• [What you need to do] Select, from the data, each line where "index" occurs.

• [Information provided]
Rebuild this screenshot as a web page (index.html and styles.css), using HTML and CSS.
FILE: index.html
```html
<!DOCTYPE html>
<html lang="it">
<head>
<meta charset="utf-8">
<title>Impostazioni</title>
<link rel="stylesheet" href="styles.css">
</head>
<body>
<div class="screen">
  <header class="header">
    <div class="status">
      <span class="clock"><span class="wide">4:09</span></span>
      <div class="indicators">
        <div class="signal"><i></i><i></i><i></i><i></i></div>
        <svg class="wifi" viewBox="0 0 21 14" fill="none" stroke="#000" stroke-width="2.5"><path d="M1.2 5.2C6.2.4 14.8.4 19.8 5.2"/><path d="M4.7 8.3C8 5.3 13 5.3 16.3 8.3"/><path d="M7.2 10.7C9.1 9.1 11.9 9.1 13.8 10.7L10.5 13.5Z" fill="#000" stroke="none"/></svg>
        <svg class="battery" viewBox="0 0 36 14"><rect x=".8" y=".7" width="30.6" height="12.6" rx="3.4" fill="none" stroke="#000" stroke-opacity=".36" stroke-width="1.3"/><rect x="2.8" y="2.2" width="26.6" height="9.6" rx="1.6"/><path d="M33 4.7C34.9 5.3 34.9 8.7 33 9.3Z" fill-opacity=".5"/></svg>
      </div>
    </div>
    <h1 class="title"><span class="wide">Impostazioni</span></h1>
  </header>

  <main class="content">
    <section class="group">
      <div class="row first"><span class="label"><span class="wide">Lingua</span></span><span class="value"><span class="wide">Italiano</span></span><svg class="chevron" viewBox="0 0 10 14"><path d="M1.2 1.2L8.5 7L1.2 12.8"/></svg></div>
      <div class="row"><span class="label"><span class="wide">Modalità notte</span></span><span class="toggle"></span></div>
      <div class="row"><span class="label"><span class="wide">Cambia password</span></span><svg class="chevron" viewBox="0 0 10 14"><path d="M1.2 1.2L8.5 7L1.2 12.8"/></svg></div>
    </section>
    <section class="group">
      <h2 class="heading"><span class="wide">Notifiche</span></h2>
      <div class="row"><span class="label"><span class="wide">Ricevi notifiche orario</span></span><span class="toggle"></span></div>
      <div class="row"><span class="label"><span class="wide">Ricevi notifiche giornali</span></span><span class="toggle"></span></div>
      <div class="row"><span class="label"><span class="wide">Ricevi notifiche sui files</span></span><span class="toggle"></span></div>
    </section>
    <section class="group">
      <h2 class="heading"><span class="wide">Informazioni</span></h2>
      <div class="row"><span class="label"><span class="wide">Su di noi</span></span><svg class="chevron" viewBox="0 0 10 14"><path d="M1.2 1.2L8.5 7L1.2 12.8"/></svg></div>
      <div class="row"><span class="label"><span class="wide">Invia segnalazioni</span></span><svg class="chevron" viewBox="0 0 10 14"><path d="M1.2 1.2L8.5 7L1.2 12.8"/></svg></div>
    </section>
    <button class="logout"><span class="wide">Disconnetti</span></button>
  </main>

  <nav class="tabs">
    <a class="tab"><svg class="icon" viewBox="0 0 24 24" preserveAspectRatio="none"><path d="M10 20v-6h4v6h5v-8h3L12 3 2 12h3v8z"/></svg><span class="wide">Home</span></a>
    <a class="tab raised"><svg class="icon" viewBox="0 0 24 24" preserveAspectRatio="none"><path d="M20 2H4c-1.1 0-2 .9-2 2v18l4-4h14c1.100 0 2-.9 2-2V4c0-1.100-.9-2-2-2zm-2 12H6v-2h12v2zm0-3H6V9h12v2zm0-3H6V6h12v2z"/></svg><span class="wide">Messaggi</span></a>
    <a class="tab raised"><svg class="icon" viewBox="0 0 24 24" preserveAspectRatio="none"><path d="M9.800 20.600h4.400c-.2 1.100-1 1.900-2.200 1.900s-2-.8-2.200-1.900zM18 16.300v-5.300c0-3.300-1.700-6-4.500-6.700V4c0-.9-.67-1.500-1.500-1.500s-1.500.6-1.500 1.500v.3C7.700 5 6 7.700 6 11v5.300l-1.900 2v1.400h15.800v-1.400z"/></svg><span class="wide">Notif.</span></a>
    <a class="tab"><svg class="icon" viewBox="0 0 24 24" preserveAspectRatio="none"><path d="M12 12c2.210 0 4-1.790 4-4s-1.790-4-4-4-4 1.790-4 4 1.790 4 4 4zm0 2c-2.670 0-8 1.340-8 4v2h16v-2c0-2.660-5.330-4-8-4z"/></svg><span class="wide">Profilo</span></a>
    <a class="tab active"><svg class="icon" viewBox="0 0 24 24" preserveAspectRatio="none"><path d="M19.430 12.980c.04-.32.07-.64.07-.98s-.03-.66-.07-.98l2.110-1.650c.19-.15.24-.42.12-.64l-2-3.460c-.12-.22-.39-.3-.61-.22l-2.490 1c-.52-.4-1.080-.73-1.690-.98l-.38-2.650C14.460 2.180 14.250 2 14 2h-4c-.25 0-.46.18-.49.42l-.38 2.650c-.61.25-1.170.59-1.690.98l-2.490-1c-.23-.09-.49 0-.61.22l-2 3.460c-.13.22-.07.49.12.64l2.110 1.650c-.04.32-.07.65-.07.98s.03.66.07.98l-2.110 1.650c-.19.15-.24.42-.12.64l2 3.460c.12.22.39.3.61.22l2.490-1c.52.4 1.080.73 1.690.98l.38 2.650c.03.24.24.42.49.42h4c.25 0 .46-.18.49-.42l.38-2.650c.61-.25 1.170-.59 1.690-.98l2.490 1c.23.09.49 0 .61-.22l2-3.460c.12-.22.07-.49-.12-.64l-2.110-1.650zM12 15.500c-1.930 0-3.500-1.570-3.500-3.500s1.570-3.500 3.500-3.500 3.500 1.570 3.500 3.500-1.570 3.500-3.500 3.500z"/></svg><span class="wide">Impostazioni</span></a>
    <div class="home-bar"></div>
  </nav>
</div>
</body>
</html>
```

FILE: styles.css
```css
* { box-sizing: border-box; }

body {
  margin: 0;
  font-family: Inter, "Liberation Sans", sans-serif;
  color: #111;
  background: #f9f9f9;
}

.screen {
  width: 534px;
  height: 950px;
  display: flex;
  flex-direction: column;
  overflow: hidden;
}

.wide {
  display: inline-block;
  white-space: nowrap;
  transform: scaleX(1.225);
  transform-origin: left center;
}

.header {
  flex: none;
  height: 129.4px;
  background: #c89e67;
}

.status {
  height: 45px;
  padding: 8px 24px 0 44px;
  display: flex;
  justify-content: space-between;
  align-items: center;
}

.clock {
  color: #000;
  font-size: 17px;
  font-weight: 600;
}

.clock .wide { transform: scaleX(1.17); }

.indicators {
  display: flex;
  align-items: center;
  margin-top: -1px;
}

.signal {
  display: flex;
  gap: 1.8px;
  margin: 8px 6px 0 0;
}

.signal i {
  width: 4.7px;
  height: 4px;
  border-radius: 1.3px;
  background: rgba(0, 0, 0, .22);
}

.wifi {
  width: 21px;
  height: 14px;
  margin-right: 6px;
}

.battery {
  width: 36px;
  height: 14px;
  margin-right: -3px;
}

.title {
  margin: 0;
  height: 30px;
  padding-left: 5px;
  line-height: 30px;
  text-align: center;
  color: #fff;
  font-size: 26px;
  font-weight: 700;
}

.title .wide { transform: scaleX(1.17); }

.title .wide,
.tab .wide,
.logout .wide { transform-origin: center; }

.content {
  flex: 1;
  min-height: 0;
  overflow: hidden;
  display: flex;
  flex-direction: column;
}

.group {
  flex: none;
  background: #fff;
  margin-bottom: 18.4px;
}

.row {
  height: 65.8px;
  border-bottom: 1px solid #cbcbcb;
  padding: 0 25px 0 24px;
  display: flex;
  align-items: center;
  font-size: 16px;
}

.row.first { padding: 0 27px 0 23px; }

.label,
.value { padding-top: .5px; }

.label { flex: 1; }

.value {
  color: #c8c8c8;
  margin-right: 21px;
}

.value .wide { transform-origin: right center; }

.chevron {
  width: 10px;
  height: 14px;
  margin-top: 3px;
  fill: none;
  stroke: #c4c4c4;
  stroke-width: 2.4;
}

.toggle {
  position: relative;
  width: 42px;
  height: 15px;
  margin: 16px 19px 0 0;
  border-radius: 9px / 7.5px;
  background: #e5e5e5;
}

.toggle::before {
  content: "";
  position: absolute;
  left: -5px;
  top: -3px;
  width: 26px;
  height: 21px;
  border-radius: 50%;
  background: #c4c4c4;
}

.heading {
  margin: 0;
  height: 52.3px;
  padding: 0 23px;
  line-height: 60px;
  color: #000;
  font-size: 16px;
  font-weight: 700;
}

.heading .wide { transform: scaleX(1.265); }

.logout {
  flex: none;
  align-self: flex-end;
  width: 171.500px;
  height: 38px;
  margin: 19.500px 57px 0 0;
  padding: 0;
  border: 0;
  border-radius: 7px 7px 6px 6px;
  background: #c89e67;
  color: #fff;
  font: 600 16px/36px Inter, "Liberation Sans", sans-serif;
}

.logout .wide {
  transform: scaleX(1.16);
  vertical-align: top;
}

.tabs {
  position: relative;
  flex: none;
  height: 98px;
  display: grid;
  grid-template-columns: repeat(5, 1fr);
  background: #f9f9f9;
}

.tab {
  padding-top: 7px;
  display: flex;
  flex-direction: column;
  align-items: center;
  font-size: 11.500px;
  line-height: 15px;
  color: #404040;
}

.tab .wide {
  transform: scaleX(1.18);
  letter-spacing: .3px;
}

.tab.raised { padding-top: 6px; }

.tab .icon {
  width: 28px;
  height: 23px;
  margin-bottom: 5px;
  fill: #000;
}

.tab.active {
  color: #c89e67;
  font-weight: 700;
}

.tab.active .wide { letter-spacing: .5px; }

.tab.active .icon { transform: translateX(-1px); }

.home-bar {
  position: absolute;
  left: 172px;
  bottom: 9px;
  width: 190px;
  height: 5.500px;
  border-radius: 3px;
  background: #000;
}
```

• [Answer to this exercise]
Rebuild this screenshot as a web page (index.html and styles.css), using HTML and CSS.
FILE: index.html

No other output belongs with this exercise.